Sketches in the House (1893) eBook

This eBook from the Gutenberg Project consists of approximately 344 pages of information about Sketches in the House (1893).
For the rest, it was an historical essay—­with very bad history and worse conclusions; and the whole spirit was as bad as it could be.  The Irish were still the enemy such as they appear in the bloody pages of Edmund Spenser, or in the war proclamations and despatches of Oliver Cromwell; and yet I cannot feel that Lord Salisbury’s language could be resented as, say, the same language would be from Mr. Chamberlain.  It all sounded so like the dreamings of a student and recluse—­discussing the problem without much passion—­without even malignity—­but with that strange frankness of the unheard and unechoed musings of the closet.
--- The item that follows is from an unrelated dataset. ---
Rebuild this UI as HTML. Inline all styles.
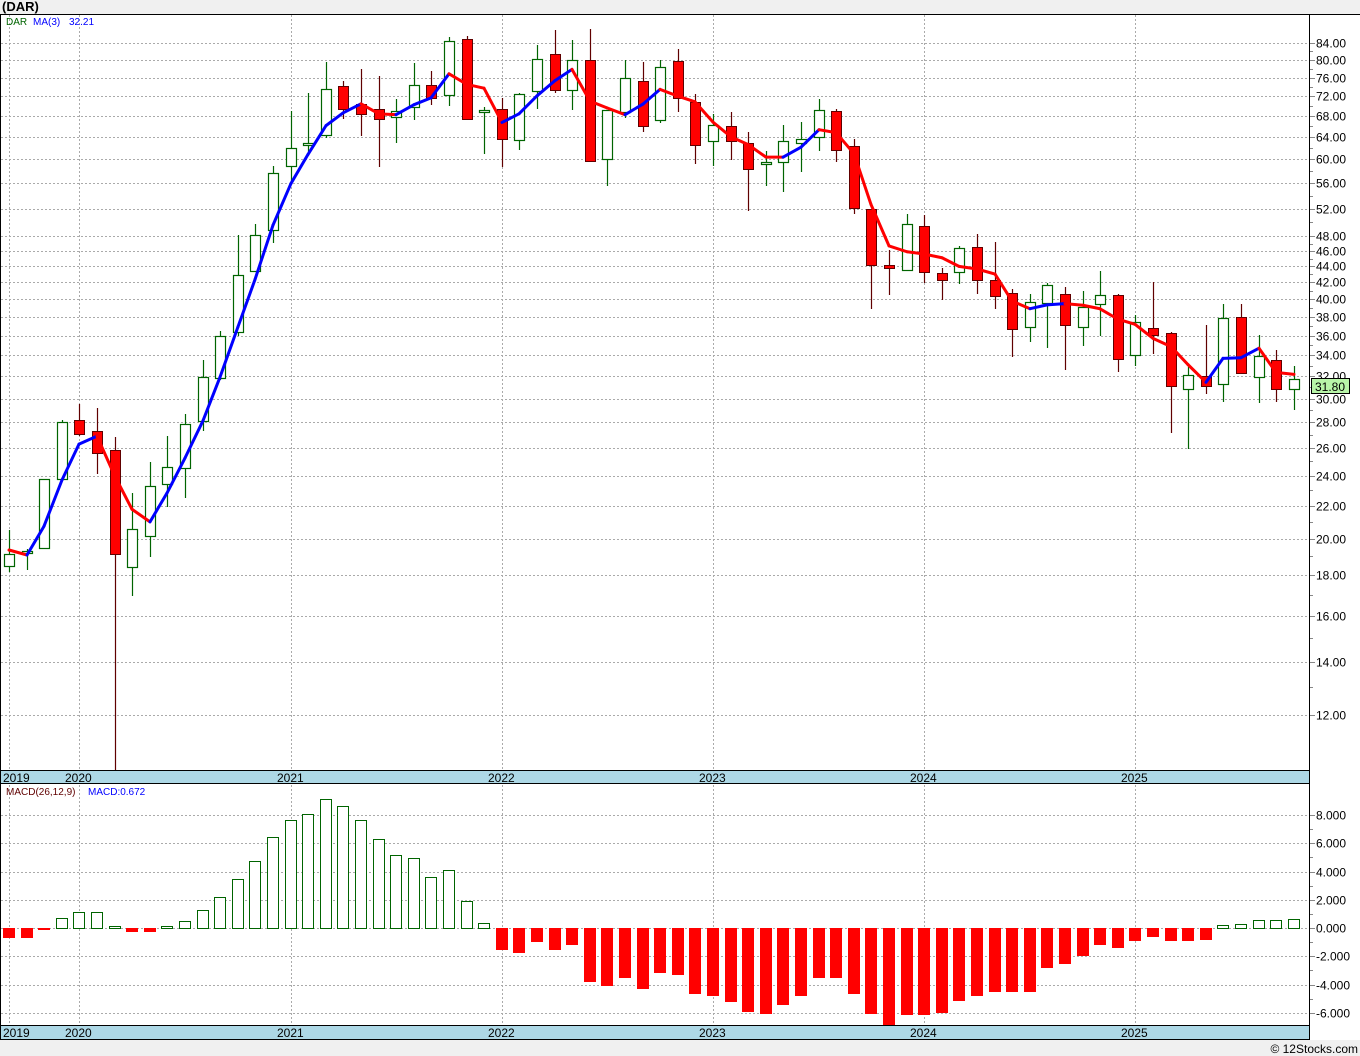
<!DOCTYPE html>
<html><head><meta charset="utf-8"><style>
html,body{margin:0;padding:0;background:#fff;}
body{width:1360px;height:1056px;overflow:hidden;position:relative;font-family:"Liberation Sans",sans-serif;}
svg{position:absolute;left:0;top:0;}
</style></head><body>
<svg id="s" width="1360" height="1056" xmlns="http://www.w3.org/2000/svg" font-family="Liberation Sans, sans-serif">
<rect x="0" y="0" width="1360" height="1056" fill="#fff"/>
<rect x="0" y="0" width="1360" height="14" fill="#f0f0f0"/>
<text x="2" y="11" font-size="13" font-weight="bold" fill="#000">(DAR)</text>
<rect x="0" y="1040" width="1360" height="16" fill="#f0f0f0"/>
<text x="1358" y="1053" font-size="12" fill="#000" text-anchor="end">© 12Stocks.com</text>
<g id="g"></g>
</svg>
<script>
var NS="http://www.w3.org/2000/svg",g=document.getElementById("g");
function el(t,a,txt){var e=document.createElementNS(NS,t);for(var k in a)e.setAttribute(k,a[k]);if(txt!==undefined)e.textContent=txt;g.appendChild(e);return e;}
function py(p){return 43+345.3*Math.log(84/p);}
function yp(y){return 84*Math.exp(-(y-43)/345.3);}
var yrs=[[9,"2019"],[79,"2020"],[291,"2021"],[502,"2022"],[713,"2023"],[924,"2024"],[1135,"2025"]];
var lv=[12,14,16,18,20,22,24,26,28,30,32,34,36,38,40,42,44,46,48,52,56,60,64,68,72,76,80,84];
lv.forEach(function(p){var y=Math.round(py(p))+.5;el("line",{x1:1,y1:y,x2:1309,y2:y,stroke:"#aaa","stroke-dasharray":"2,2"});el("line",{x1:1309,y1:y,x2:1315,y2:y,stroke:"#888"});el("text",{x:1316,y:y+4,"font-size":"12",fill:"#000"},p.toFixed(2));});
[50,54,58,62,66,70,74,78,82,13,15,17,19,21,23,25,27,29,31,33,35,37,39,41,43,45,47].forEach(function(p){var y=Math.round(py(p))+.5;el("line",{x1:1309,y1:y,x2:1313,y2:y,stroke:"#888"});});
[8,6,4,2,0,-2,-4,-6].forEach(function(v){var y=Math.round(928-14.125*v)+.5;el("line",{x1:1,y1:y,x2:1309,y2:y,stroke:"#aaa","stroke-dasharray":"2,2"});el("line",{x1:1309,y1:y,x2:1315,y2:y,stroke:"#888"});el("text",{x:1316,y:y+4,"font-size":"12",fill:"#000"},v.toFixed(3));});
[7,5,3,1,-1,-3,-5].forEach(function(v){var y=Math.round(928-14.125*v)+.5;el("line",{x1:1309,y1:y,x2:1313,y2:y,stroke:"#888"});});
yrs.forEach(function(a){el("line",{x1:a[0]+.5,y1:15,x2:a[0]+.5,y2:770,stroke:"#aaa","stroke-dasharray":"2,2"});el("line",{x1:a[0]+.5,y1:785,x2:a[0]+.5,y2:1025,stroke:"#aaa","stroke-dasharray":"2,2"});});
var C=[[554,566,530,572,1],[551,553,549,570,1],[479,548,479,548,1],[422,479,420,479,1],[420,434,404,436,0],[431,453,408,474,0],[450,554,437,770,0],[529,567,493,596,1],[486,536,462,557,1],[467,484,436,507,1],[424,468,414,498,1],[377,421,360,431,1],[336,378,331,380,1],[275,332,235,336,1],[235,271,224,243,1],[173,230,166,243,1],[148,166,111,183,1],[143,145,93,152,1],[89,135,62,138,1],[86,109,81,119,0],[104,114,69,136,0],[109,119,76,167,0],[111,117,99,143,1],[85,107,63,120,1],[85,98,71,105,0],[41,95,37,106,1],[39,119,36,119,0],[110,112,107,154,1],[109,139,98,167,0],[94,140,93,150,1],[59,91,45,109,1],[54,90,30,93,0],[60,90,40,110,1],[60,161,29,161,0],[110,159,110,186,1],[78,112,60,118,1],[81,126,62,132,0],[67,120,60,123,1],[61,98,49,112,0],[102,145,94,164,0],[125,141,114,166,1],[126,141,112,160,0],[143,169,132,211,0],[162,164,151,186,1],[141,162,125,192,1],[139,143,122,172,1],[110,137,99,151,1],[111,150,109,162,0],[146,208,139,214,0],[209,265,209,309,0],[265,268,250,295,0],[224,270,214,271,1],[226,272,215,283,0],[273,280,268,300,0],[248,272,246,284,1],[247,280,234,294,0],[280,296,242,309,0],[293,329,289,357,0],[302,327,294,342,1],[285,303,283,348,1],[294,325,287,370,0],[307,327,291,346,1],[295,304,271,336,1],[295,359,294,372,0],[322,355,315,366,1],[328,335,282,354,0],[333,386,332,433,0],[375,389,367,449,1],[376,386,325,394,0],[318,384,304,402,1],[317,373,304,374,0],[356,377,335,403,1],[360,389,350,402,0],[379,389,366,410,1]];
function cx(i){return Math.round(9+17.6*i);}
var M=[938,938,930,918,912,912,926,932,932,926,921,910,897,879,861,837,820,814,799,806,820,839,855,858,877,870,901,923,950,953,942,950,945,982,986,978,989,973,975,994,996,1002,1012,1014,1005,996,978,978,994,1014,1025,1015,1015,1013,1001,996,992,992,992,968,964,956,945,948,941,937,941,941,940,925,924,920,920,919];
M.forEach(function(y,i){var x=cx(i)-6;if(y<928)el("rect",{x:x+.5,y:y+.5,width:11,height:928-y,fill:"#fff",stroke:"#006400"});else el("rect",{x:x,y:928,width:12,height:y-928,fill:"#f00"});});
C.forEach(function(c,i){var x=cx(i);var up=c[4];var wc=up?"#006400":"#600000";
el("line",{x1:x+.5,y1:c[2],x2:x+.5,y2:c[3],stroke:wc,"stroke-width":1.2});
var h=Math.max(c[1]-c[0],1);
if(up)el("rect",{x:x-4.5,y:c[0]+.5,width:10,height:h,fill:"#fff",stroke:"#006400","stroke-width":1.2});
else el("rect",{x:x-4.5,y:c[0]+.5,width:10,height:h,fill:"#f00",stroke:"#600000","stroke-width":1});});
var cl=C.map(function(c){return yp(c[4]?c[0]:c[1]);});
var ma=cl.map(function(v,i){var a=cl.slice(Math.max(0,i-2),i+1);return py(a.reduce(function(s,x){return s+x;},0)/a.length);});
ma[0]=550;ma[1]=Math.max(ma[1],555);
for(var i=1;i<ma.length;i++){var col=ma[i]<ma[i-1]?"#0000ff":"#ff0000";el("line",{x1:cx(i-1),y1:ma[i-1],x2:cx(i),y2:ma[i],stroke:col,"stroke-width":3,"stroke-linecap":"round"});}
el("line",{x1:0,y1:14.5,x2:1360,y2:14.5,stroke:"#000"});
el("line",{x1:.5,y1:14,x2:.5,y2:1040,stroke:"#000"});
el("line",{x1:1309.5,y1:14,x2:1309.5,y2:1040,stroke:"#000"});
[[770,784],[1025,1040]].forEach(function(b){el("rect",{x:1,y:b[0],width:1308,height:b[1]-b[0],fill:"#add8e6"});el("line",{x1:0,y1:b[0]+.5,x2:1310,y2:b[0]+.5,stroke:"#000"});el("line",{x1:0,y1:b[1]-.5,x2:1310,y2:b[1]-.5,stroke:"#000"});
yrs.forEach(function(a,k){el("text",{x:k==0?3:a[0]-14,y:b[0]+12,"font-size":"12",fill:"#000"},a[1]);});});
el("rect",{x:1311.5,y:378.5,width:38,height:15,fill:"#b8f5a8",stroke:"#000"});
el("text",{x:1315,y:391,"font-size":"12",fill:"#000"},"31.80");
el("text",{x:6,y:25,"font-size":"10",fill:"#006400"},"DAR");
el("text",{x:33,y:25,"font-size":"10",fill:"#0000ff"},"MA(3)");
el("text",{x:69,y:25,"font-size":"10",fill:"#0000ff"},"32.21");
el("text",{x:6,y:795,"font-size":"10",fill:"#600000"},"MACD(26,12,9)");
el("text",{x:88,y:795,"font-size":"10",fill:"#0000ff"},"MACD:0.672");
</script>
</body></html>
[Sidenote:  A muttered soliloquy.]

Finally, the speech also had the narrowness, shallowness, and unreality of the hermit’s soliloquy.  In the main, there was no insight.  A logic-chopper, a dialectician—­even in some respects a musing philosopher—­such Lord Salisbury is; but breadth, depth, clear vision—­of that there was not a trace in the whole speech.  And then you went back in memory to the other speech—­so clear, so broad-directed, yet uttered by a man who looked straight before him and all around him—­who felt the presence in his every nerve of that assembly there which he was addressing; who lived and saw instead of dreaming—­and you could come to no other conclusion than that of the two leaders of the House of Lords, the young man was the statesman and the man of action as well as the orator, and that it was worth the spending even all the weary hours of this past week in the House of Lords to learn so much of these great protagonists in our Parliamentary struggles.

[Sidenote:  Anti-climax.]

Of other speakers I say but little.  I came in during the dinner hour to see a very little man with what we call in Ireland a “cocked” nose, a conceited mouth, and a curious mixture of the unctuousness and benedictory manner of the pulpit and the limp twitterings of the curate at a ladies’ tea-fight.  This was the head of the Bishop of Ripon.  I cannot stare for even a second at this tiny tomtit and artificial figure, with all those lawn sleeves and black gowns, and all the other fripperies and draperies of the parson-peer, who is to every rational man so grotesque and contemptible an intruder in a legislative chamber.  In the grim and crowded gallery of the personages of an Irish Epic, such an intruder is like the thin piping note of a tiny bird mid the carnage and shouts and roars of a battle-field.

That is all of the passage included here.